:: Short problem ::
Below is some material; set it all down exactly, apart from the pictures.

:: Source data ::
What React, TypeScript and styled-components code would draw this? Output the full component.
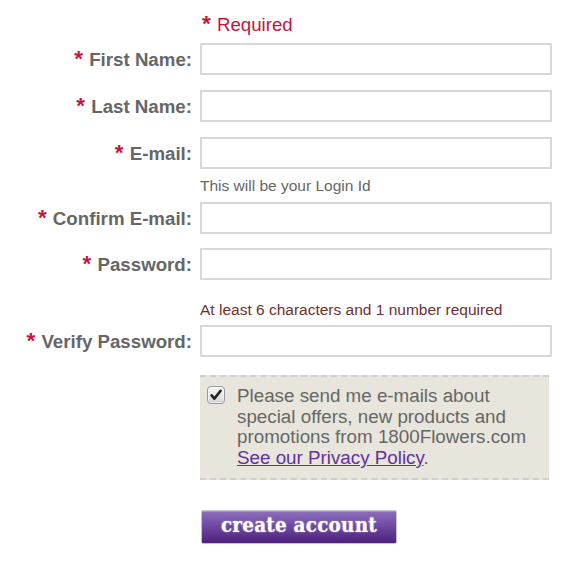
import React from "react";
import styled, { createGlobalStyle } from "styled-components";

const GlobalStyle = createGlobalStyle`
  html, body {
    margin: 0;
    padding: 0;
    background: #ffffff;
  }
  body {
    font-family: "Liberation Sans", Arial, Helvetica, sans-serif;
  }
`;

const Form = styled.form`
  display: flex;
  flex-direction: column;
  padding-top: 14px;
  width: 572px;
`;

const Row = styled.div<{ $mt?: number }>`
  display: grid;
  grid-template-columns: 192px 352px;
  column-gap: 8px;
  align-items: center;
  margin-top: ${(p) => p.$mt ?? 0}px;
`;

const Star = styled.span`
  color: #c8143c;
  font-weight: bold;
  font-size: 1.2em;
  line-height: 0;
  margin-right: 1px;
`;

const RequiredNote = styled.div`
  grid-column: 2;
  font-size: 18.7px;
  line-height: 22px;
  color: #c8143c;
  padding-left: 2px;
`;

const Label = styled.label`
  grid-column: 1;
  text-align: right;
  font-size: 18.7px;
  font-weight: bold;
  color: #666666;
  white-space: nowrap;
  line-height: 22px;
  padding-top: 2px;
`;

const TextInput = styled.input`
  grid-column: 2;
  box-sizing: border-box;
  width: 352px;
  height: 32px;
  border: 2px solid #d8d8d8;
  border-radius: 0;
  background: #ffffff;
  margin: 0;
  padding: 0 6px;
  font-family: "Liberation Sans", Arial, sans-serif;
  font-size: 16px;
  outline: none;
`;

const Hint = styled.div<{ $tone?: "gray" | "brown" }>`
  grid-column: 2;
  font-size: 15.5px;
  line-height: 18px;
  color: ${(p) => (p.$tone === "brown" ? "#6e3030" : "#666666")};
  white-space: nowrap;
`;

const OptInBox = styled.div`
  grid-column: 2;
  box-sizing: border-box;
  width: 349px;
  display: flex;
  align-items: flex-start;
  gap: 12px;
  padding: 9px 7px 9px;
  background: #e8e6dc;
  border-top: 2px dashed #cfcfcf;
  border-bottom: 2px dashed #cfcfcf;
`;

const CheckBox = styled.span`
  flex: none;
  box-sizing: border-box;
  width: 18px;
  height: 18px;
  border: 1px solid #999999;
  border-radius: 4px;
  background: linear-gradient(#f7f7f7, #d4d4d4);
  box-shadow: inset 0 0 0 1px rgba(255, 255, 255, 0.6);
  display: flex;
  align-items: center;
  justify-content: center;
`;

const OptInText = styled.div`
  font-size: 18.8px;
  line-height: 20.7px;
  color: #666666;
`;

const PolicyLink = styled.a`
  color: #62309c;
  text-decoration: underline;
`;

const SubmitButton = styled.button`
  grid-column: 2;
  box-sizing: border-box;
  width: 196px;
  height: 34px;
  margin-left: 1px;
  padding: 0 0 3px;
  border: 1px solid #c4c4c4;
  border-radius: 2px;
  background: linear-gradient(#8d6fbb 0%, #6f4aa4 45%, #4d2179 100%);
  box-shadow: inset 0 1px 0 rgba(255, 255, 255, 0.25);
  color: #ffffff;
  font-family: "DejaVu Serif", "Liberation Serif", serif;
  font-stretch: condensed;
  font-weight: bold;
  font-size: 20.5px;
  letter-spacing: 0.2px;
  text-shadow: 0 0 1.5px rgba(255, 255, 255, 0.7);
  cursor: pointer;
`;

const fields: { label: string; type: string; mt: number }[] = [
  { label: "First Name:", type: "text", mt: 7 },
  { label: "Last Name:", type: "text", mt: 15 },
  { label: "E-mail:", type: "email", mt: 15 },
];

export default function App() {
  return (
    <>
      <GlobalStyle />
      <Form onSubmit={(e) => e.preventDefault()}>
        <Row>
          <RequiredNote>
            <Star>*</Star> Required
          </RequiredNote>
        </Row>
        {fields.map((f) => (
          <Row key={f.label} $mt={f.mt}>
            <Label>
              <Star>*</Star> {f.label}
            </Label>
            <TextInput type={f.type} />
          </Row>
        ))}
        <Row $mt={8}>
          <Hint>This will be your Login Id</Hint>
        </Row>
        <Row $mt={7}>
          <Label>
            <Star>*</Star> Confirm E-mail:
          </Label>
          <TextInput type="email" />
        </Row>
        <Row $mt={14}>
          <Label>
            <Star>*</Star> Password:
          </Label>
          <TextInput type="password" />
        </Row>
        <Row $mt={21}>
          <Hint $tone="brown">At least 6 characters and 1 number required</Hint>
        </Row>
        <Row $mt={6}>
          <Label>
            <Star>*</Star> Verify Password:
          </Label>
          <TextInput type="password" />
        </Row>
        <Row $mt={18}>
          <OptInBox>
            <CheckBox role="checkbox" aria-checked="true">
              <svg width="14" height="14" viewBox="0 0 14 14">
                <path
                  d="M2.6 7.4 L5.4 10.6 L11.6 2.8"
                  fill="none"
                  stroke="#222"
                  strokeWidth="2.6"
                  strokeLinecap="round"
                  strokeLinejoin="round"
                />
              </svg>
            </CheckBox>
            <OptInText>
              Please send me e-mails about special offers, new products and
              promotions from 1800Flowers.com{" "}
              <PolicyLink href="#">See our Privacy Policy</PolicyLink>.
            </OptInText>
          </OptInBox>
        </Row>
        <Row $mt={30}>
          <SubmitButton type="submit">create account</SubmitButton>
        </Row>
      </Form>
    </>
  );
}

:: Final answer ::
What React, TypeScript and styled-components code would draw this? Output the full component.
import React from "react";
import styled, { createGlobalStyle } from "styled-components";

const GlobalStyle = createGlobalStyle`
  html, body {
    margin: 0;
    padding: 0;
    background: #ffffff;
  }
  body {
    font-family: "Liberation Sans", Arial, Helvetica, sans-serif;
  }
`;

const Form = styled.form`
  display: flex;
  flex-direction: column;
  padding-top: 14px;
  width: 572px;
`;

const Row = styled.div<{ $mt?: number }>`
  display: grid;
  grid-template-columns: 192px 352px;
  column-gap: 8px;
  align-items: center;
  margin-top: ${(p) => p.$mt ?? 0}px;
`;

const Star = styled.span`
  color: #c8143c;
  font-weight: bold;
  font-size: 1.2em;
  line-height: 0;
  margin-right: 1px;
`;

const RequiredNote = styled.div`
  grid-column: 2;
  font-size: 18.7px;
  line-height: 22px;
  color: #c8143c;
  padding-left: 2px;
`;

const Label = styled.label`
  grid-column: 1;
  text-align: right;
  font-size: 18.7px;
  font-weight: bold;
  color: #666666;
  white-space: nowrap;
  line-height: 22px;
  padding-top: 2px;
`;

const TextInput = styled.input`
  grid-column: 2;
  box-sizing: border-box;
  width: 352px;
  height: 32px;
  border: 2px solid #d8d8d8;
  border-radius: 0;
  background: #ffffff;
  margin: 0;
  padding: 0 6px;
  font-family: "Liberation Sans", Arial, sans-serif;
  font-size: 16px;
  outline: none;
`;

const Hint = styled.div<{ $tone?: "gray" | "brown" }>`
  grid-column: 2;
  font-size: 15.5px;
  line-height: 18px;
  color: ${(p) => (p.$tone === "brown" ? "#6e3030" : "#666666")};
  white-space: nowrap;
`;

const OptInBox = styled.div`
  grid-column: 2;
  box-sizing: border-box;
  width: 349px;
  display: flex;
  align-items: flex-start;
  gap: 12px;
  padding: 9px 7px 9px;
  background: #e8e6dc;
  border-top: 2px dashed #cfcfcf;
  border-bottom: 2px dashed #cfcfcf;
`;

const CheckBox = styled.span`
  flex: none;
  box-sizing: border-box;
  width: 18px;
  height: 18px;
  border: 1px solid #999999;
  border-radius: 4px;
  background: linear-gradient(#f7f7f7, #d4d4d4);
  box-shadow: inset 0 0 0 1px rgba(255, 255, 255, 0.6);
  display: flex;
  align-items: center;
  justify-content: center;
`;

const OptInText = styled.div`
  font-size: 18.8px;
  line-height: 20.7px;
  color: #666666;
`;

const PolicyLink = styled.a`
  color: #62309c;
  text-decoration: underline;
`;

const SubmitButton = styled.button`
  grid-column: 2;
  box-sizing: border-box;
  width: 196px;
  height: 34px;
  margin-left: 1px;
  padding: 0 0 3px;
  border: 1px solid #c4c4c4;
  border-radius: 2px;
  background: linear-gradient(#8d6fbb 0%, #6f4aa4 45%, #4d2179 100%);
  box-shadow: inset 0 1px 0 rgba(255, 255, 255, 0.25);
  color: #ffffff;
  font-family: "DejaVu Serif", "Liberation Serif", serif;
  font-stretch: condensed;
  font-weight: bold;
  font-size: 20.5px;
  letter-spacing: 0.2px;
  text-shadow: 0 0 1.5px rgba(255, 255, 255, 0.7);
  cursor: pointer;
`;

const fields: { label: string; type: string; mt: number }[] = [
  { label: "First Name:", type: "text", mt: 7 },
  { label: "Last Name:", type: "text", mt: 15 },
  { label: "E-mail:", type: "email", mt: 15 },
];

export default function App() {
  return (
    <>
      <GlobalStyle />
      <Form onSubmit={(e) => e.preventDefault()}>
        <Row>
          <RequiredNote>
            <Star>*</Star> Required
          </RequiredNote>
        </Row>
        {fields.map((f) => (
          <Row key={f.label} $mt={f.mt}>
            <Label>
              <Star>*</Star> {f.label}
            </Label>
            <TextInput type={f.type} />
          </Row>
        ))}
        <Row $mt={8}>
          <Hint>This will be your Login Id</Hint>
        </Row>
        <Row $mt={7}>
          <Label>
            <Star>*</Star> Confirm E-mail:
          </Label>
          <TextInput type="email" />
        </Row>
        <Row $mt={14}>
          <Label>
            <Star>*</Star> Password:
          </Label>
          <TextInput type="password" />
        </Row>
        <Row $mt={21}>
          <Hint $tone="brown">At least 6 characters and 1 number required</Hint>
        </Row>
        <Row $mt={6}>
          <Label>
            <Star>*</Star> Verify Password:
          </Label>
          <TextInput type="password" />
        </Row>
        <Row $mt={18}>
          <OptInBox>
            <CheckBox role="checkbox" aria-checked="true">
              <svg width="14" height="14" viewBox="0 0 14 14">
                <path
                  d="M2.6 7.4 L5.4 10.6 L11.6 2.8"
                  fill="none"
                  stroke="#222"
                  strokeWidth="2.6"
                  strokeLinecap="round"
                  strokeLinejoin="round"
                />
              </svg>
            </CheckBox>
            <OptInText>
              Please send me e-mails about special offers, new products and
              promotions from 1800Flowers.com{" "}
              <PolicyLink href="#">See our Privacy Policy</PolicyLink>.
            </OptInText>
          </OptInBox>
        </Row>
        <Row $mt={30}>
          <SubmitButton type="submit">create account</SubmitButton>
        </Row>
      </Form>
    </>
  );
}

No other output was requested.